何かでつくられたこちらのフラワーベース。なんと、一枚の鉄の板から作られています。

「鉄フェチ女子」が手掛けるこの新たなプロジェクトは<fem-26 (フェム ニーロク)>と名付けられ前に進んでいます。由来は鉄の元素記号「Fe:鉄」と、女性を意味する「feminine」を掛け合わせた造語で、“26”はFeの元素記号の順番から。鉄と女性の取り組みが化学反応を起こし、価値が高まって行くことを望んでのネーミングです。

そしてこの<fem-26>がはじめて挑むプロダクトは[plie(プリエ)]シリーズ。鉄をまるで紙のように切ったり折ったりしながら、生活に溶け込む雑貨小物を開発しています。plieはフランス語で「折る」という言葉。鉄がしなやかに折られてかたちづけられていく姿を表現しています。

鉄というと、ひょっとしたら冷たいイメージがあるかもしれません。
この[plie]シリーズでは、鉄を折っていくことによって、軽やかにそしてあたたかな雰囲気を出せるか、おうちに溶け込むデザインをどう出していけるか。そんなことに力を入れています。

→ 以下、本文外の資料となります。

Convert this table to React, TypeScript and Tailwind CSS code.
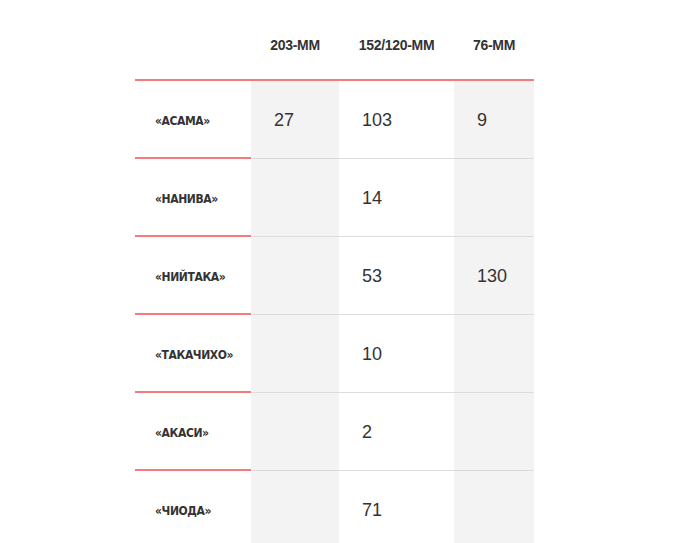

こうして鉄の魅力が広がっていき、鉄にも新たな活躍の場所を、そして一般の方にも新たなものの価値を感じてもらえたらと、このプロジェクトは進んでいきます。

イチムラだからできること 安心の「イチムラ品質」

「新しいことに挑戦するのは、やはり苦労の絶えないことだと」太田さんはお話しされます。新しいものにチャレンジしたい企画側と、実際に製造にあたる現場では意見が合わないこともしばしば。ただ、ひとつひとつものづくりが進んでいく中で、新たな取り組みの価値を共有し続けてきました。その苦労があったからこその、ステップアップ。「イチムラ品質」をもっともっと伝えていくために、まだまだ挑戦は続いていきます。

「学校家具のイチムラ」という顔がある信頼感と、それを飛躍させる「学校家具のイチムラからの脱却」

施設にある大きな製品も、家庭にある小さな小物も。

『空間をよくするあらゆるものが、気が付けば「実はこれ、あのイチムラさんの!」』というところを目指していきたいと企画室の佐藤愛さんはおっしゃります。今後も私たちの身の回りには「実は!」なイチムラさんの製品が増え、私たちを楽しませてくれそうですね。鉄工場から始まり、こどもに安心と安全を届けるために学校家具の製造を始め、北海道のこどもたちの記憶に染み込む椅子や机を送りだしてきたイチムラさん。それはひとえに「ともに未来を思い、描く」という企業理念をまっとうしてきたからなのでしょう。